● Your task
Extract each line of the material that follows exactly and omit its pictures.

● Data section
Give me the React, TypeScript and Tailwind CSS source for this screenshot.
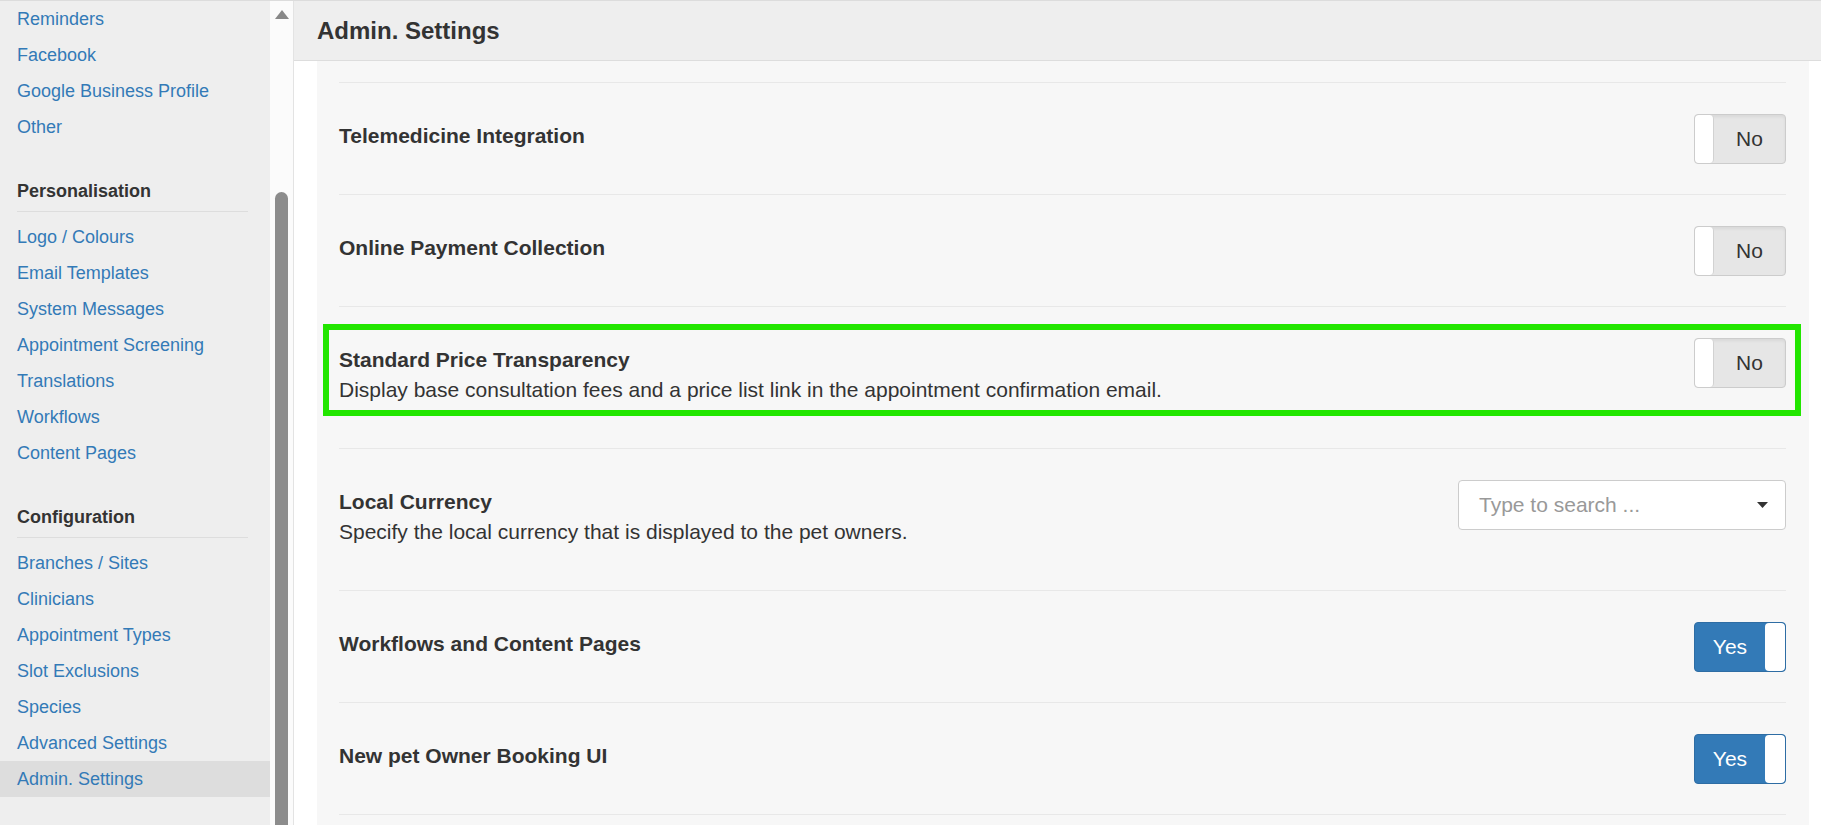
import React from "react";

type NavSection = {
  heading?: string;
  items: string[];
};

const sections: NavSection[] = [
  { items: ["Reminders", "Facebook", "Google Business Profile", "Other"] },
  {
    heading: "Personalisation",
    items: [
      "Logo / Colours",
      "Email Templates",
      "System Messages",
      "Appointment Screening",
      "Translations",
      "Workflows",
      "Content Pages",
    ],
  },
  {
    heading: "Configuration",
    items: [
      "Branches / Sites",
      "Clinicians",
      "Appointment Types",
      "Slot Exclusions",
      "Species",
      "Advanced Settings",
      "Admin. Settings",
    ],
  },
];

const ACTIVE = "Admin. Settings";

function Sidebar() {
  return (
    <aside className="w-[270px] shrink-0 bg-[#eee]">
      {sections.map((section, i) => (
        <div key={i}>
          {section.heading && (
            <div className="mx-[17px] mt-[36px] mb-[7px] w-[231px] border-b border-[#ddd] pb-[10px] text-[18px] leading-[20px] font-bold text-[#333]">
              {section.heading}
            </div>
          )}
          {section.items.map((item) => (
            <a
              key={item}
              href="#"
              className={`flex h-[36px] items-center pl-[17px] text-[18px] text-[#337ab7] ${
                item === ACTIVE ? "bg-[#ddd]" : ""
              }`}
            >
              {item}
            </a>
          ))}
        </div>
      ))}
    </aside>
  );
}

function ScrollTrack() {
  return (
    <div className="flex w-[24px] shrink-0 flex-col items-center border-r border-[#e3e3e3] bg-[#fbfbfb] pt-[9px]">
      <svg width="14" height="9" viewBox="0 0 14 9">
        <path d="M7 0 L14 9 L0 9 Z" fill="#888" />
      </svg>
      <div className="mt-[173px] w-[13px] flex-1 rounded-t-[7px] bg-[#8c8c8c]" />
    </div>
  );
}

function Toggle({ on }: { on: boolean }) {
  if (on) {
    return (
      <div className="flex h-[50px] w-[92px] shrink-0 overflow-hidden rounded-[4px] border border-[#2e6da4] bg-[#337ab7]">
        <span className="flex flex-1 items-center justify-center text-[21px] text-white">
          Yes
        </span>
        <span className="w-[20px] rounded-[4px] bg-white" />
      </div>
    );
  }
  return (
    <div className="flex h-[50px] w-[92px] shrink-0 overflow-hidden rounded-[4px] border border-[#ccc] bg-[#e6e6e6] shadow-[inset_0_2px_3px_rgba(0,0,0,0.06)]">
      <span className="w-[19px] rounded-[4px] border-r border-[#d2d2d2] bg-white" />
      <span className="flex flex-1 items-center justify-center text-[21px] text-[#333]">
        No
      </span>
    </div>
  );
}

function CurrencySelect() {
  return (
    <div className="flex h-[50px] w-[328px] shrink-0 items-center justify-between rounded-[4px] border border-[#ccc] bg-white pr-[17px] pl-[20px]">
      <span className="text-[21px] text-[#999]">Type to search ...</span>
      <svg width="11" height="6" viewBox="0 0 11 6">
        <path d="M0 0 L11 0 L5.5 6 Z" fill="#333" />
      </svg>
    </div>
  );
}

type Setting = {
  title: string;
  description?: string;
  control: React.ReactNode;
  highlight?: boolean;
};

const settings: Setting[] = [
  { title: "Telemedicine Integration", control: <Toggle on={false} /> },
  { title: "Online Payment Collection", control: <Toggle on={false} /> },
  {
    title: "Standard Price Transparency",
    description:
      "Display base consultation fees and a price list link in the appointment confirmation email.",
    control: <Toggle on={false} />,
    highlight: true,
  },
  {
    title: "Local Currency",
    description: "Specify the local currency that is displayed to the pet owners.",
    control: <CurrencySelect />,
  },
  { title: "Workflows and Content Pages", control: <Toggle on /> },
  { title: "New pet Owner Booking UI", control: <Toggle on /> },
];

function SettingRow({ setting }: { setting: Setting }) {
  return (
    <div className="relative flex items-start justify-between border-t border-[#e8e8e8] pt-[31px] pb-[30px]">
      {setting.highlight && (
        <div className="pointer-events-none absolute top-[17px] -right-[15px] bottom-[32px] -left-[16px] border-[6px] border-[#22e600]" />
      )}
      <div className="pt-[10px]">
        <div className="text-[21px] leading-[24px] font-bold text-[#333]">
          {setting.title}
        </div>
        {setting.description && (
          <div className="mt-[6px] mb-[16px] text-[21px] leading-[24px] text-[#333]">
            {setting.description}
          </div>
        )}
      </div>
      {setting.control}
    </div>
  );
}

export default function App() {
  return (
    <div className="flex h-[825px] w-full overflow-hidden border-t border-[#dcdcdc] bg-white font-['Liberation_Sans',Arial,sans-serif]">
      <Sidebar />
      <ScrollTrack />
      <main className="flex min-w-0 flex-1 flex-col">
        <header className="flex h-[60px] shrink-0 items-center border-b border-[#ddd] bg-[#eee] pl-[23px]">
          <h1 className="text-[24px] font-bold text-[#333]">Admin. Settings</h1>
        </header>
        <div className="flex-1 pr-[12px] pl-[23px]">
          <div className="h-full bg-[#f7f7f7] pt-[21px] pr-[23px] pl-[22px]">
            {settings.map((s) => (
              <SettingRow key={s.title} setting={s} />
            ))}
            <div className="border-t border-[#e8e8e8]" />
          </div>
        </div>
      </main>
    </div>
  );
}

● Solution to the exercise
Give me the React, TypeScript and Tailwind CSS source for this screenshot.
import React from "react";

type NavSection = {
  heading?: string;
  items: string[];
};

const sections: NavSection[] = [
  { items: ["Reminders", "Facebook", "Google Business Profile", "Other"] },
  {
    heading: "Personalisation",
    items: [
      "Logo / Colours",
      "Email Templates",
      "System Messages",
      "Appointment Screening",
      "Translations",
      "Workflows",
      "Content Pages",
    ],
  },
  {
    heading: "Configuration",
    items: [
      "Branches / Sites",
      "Clinicians",
      "Appointment Types",
      "Slot Exclusions",
      "Species",
      "Advanced Settings",
      "Admin. Settings",
    ],
  },
];

const ACTIVE = "Admin. Settings";

function Sidebar() {
  return (
    <aside className="w-[270px] shrink-0 bg-[#eee]">
      {sections.map((section, i) => (
        <div key={i}>
          {section.heading && (
            <div className="mx-[17px] mt-[36px] mb-[7px] w-[231px] border-b border-[#ddd] pb-[10px] text-[18px] leading-[20px] font-bold text-[#333]">
              {section.heading}
            </div>
          )}
          {section.items.map((item) => (
            <a
              key={item}
              href="#"
              className={`flex h-[36px] items-center pl-[17px] text-[18px] text-[#337ab7] ${
                item === ACTIVE ? "bg-[#ddd]" : ""
              }`}
            >
              {item}
            </a>
          ))}
        </div>
      ))}
    </aside>
  );
}

function ScrollTrack() {
  return (
    <div className="flex w-[24px] shrink-0 flex-col items-center border-r border-[#e3e3e3] bg-[#fbfbfb] pt-[9px]">
      <svg width="14" height="9" viewBox="0 0 14 9">
        <path d="M7 0 L14 9 L0 9 Z" fill="#888" />
      </svg>
      <div className="mt-[173px] w-[13px] flex-1 rounded-t-[7px] bg-[#8c8c8c]" />
    </div>
  );
}

function Toggle({ on }: { on: boolean }) {
  if (on) {
    return (
      <div className="flex h-[50px] w-[92px] shrink-0 overflow-hidden rounded-[4px] border border-[#2e6da4] bg-[#337ab7]">
        <span className="flex flex-1 items-center justify-center text-[21px] text-white">
          Yes
        </span>
        <span className="w-[20px] rounded-[4px] bg-white" />
      </div>
    );
  }
  return (
    <div className="flex h-[50px] w-[92px] shrink-0 overflow-hidden rounded-[4px] border border-[#ccc] bg-[#e6e6e6] shadow-[inset_0_2px_3px_rgba(0,0,0,0.06)]">
      <span className="w-[19px] rounded-[4px] border-r border-[#d2d2d2] bg-white" />
      <span className="flex flex-1 items-center justify-center text-[21px] text-[#333]">
        No
      </span>
    </div>
  );
}

function CurrencySelect() {
  return (
    <div className="flex h-[50px] w-[328px] shrink-0 items-center justify-between rounded-[4px] border border-[#ccc] bg-white pr-[17px] pl-[20px]">
      <span className="text-[21px] text-[#999]">Type to search ...</span>
      <svg width="11" height="6" viewBox="0 0 11 6">
        <path d="M0 0 L11 0 L5.5 6 Z" fill="#333" />
      </svg>
    </div>
  );
}

type Setting = {
  title: string;
  description?: string;
  control: React.ReactNode;
  highlight?: boolean;
};

const settings: Setting[] = [
  { title: "Telemedicine Integration", control: <Toggle on={false} /> },
  { title: "Online Payment Collection", control: <Toggle on={false} /> },
  {
    title: "Standard Price Transparency",
    description:
      "Display base consultation fees and a price list link in the appointment confirmation email.",
    control: <Toggle on={false} />,
    highlight: true,
  },
  {
    title: "Local Currency",
    description: "Specify the local currency that is displayed to the pet owners.",
    control: <CurrencySelect />,
  },
  { title: "Workflows and Content Pages", control: <Toggle on /> },
  { title: "New pet Owner Booking UI", control: <Toggle on /> },
];

function SettingRow({ setting }: { setting: Setting }) {
  return (
    <div className="relative flex items-start justify-between border-t border-[#e8e8e8] pt-[31px] pb-[30px]">
      {setting.highlight && (
        <div className="pointer-events-none absolute top-[17px] -right-[15px] bottom-[32px] -left-[16px] border-[6px] border-[#22e600]" />
      )}
      <div className="pt-[10px]">
        <div className="text-[21px] leading-[24px] font-bold text-[#333]">
          {setting.title}
        </div>
        {setting.description && (
          <div className="mt-[6px] mb-[16px] text-[21px] leading-[24px] text-[#333]">
            {setting.description}
          </div>
        )}
      </div>
      {setting.control}
    </div>
  );
}

export default function App() {
  return (
    <div className="flex h-[825px] w-full overflow-hidden border-t border-[#dcdcdc] bg-white font-['Liberation_Sans',Arial,sans-serif]">
      <Sidebar />
      <ScrollTrack />
      <main className="flex min-w-0 flex-1 flex-col">
        <header className="flex h-[60px] shrink-0 items-center border-b border-[#ddd] bg-[#eee] pl-[23px]">
          <h1 className="text-[24px] font-bold text-[#333]">Admin. Settings</h1>
        </header>
        <div className="flex-1 pr-[12px] pl-[23px]">
          <div className="h-full bg-[#f7f7f7] pt-[21px] pr-[23px] pl-[22px]">
            {settings.map((s) => (
              <SettingRow key={s.title} setting={s} />
            ))}
            <div className="border-t border-[#e8e8e8]" />
          </div>
        </div>
      </main>
    </div>
  );
}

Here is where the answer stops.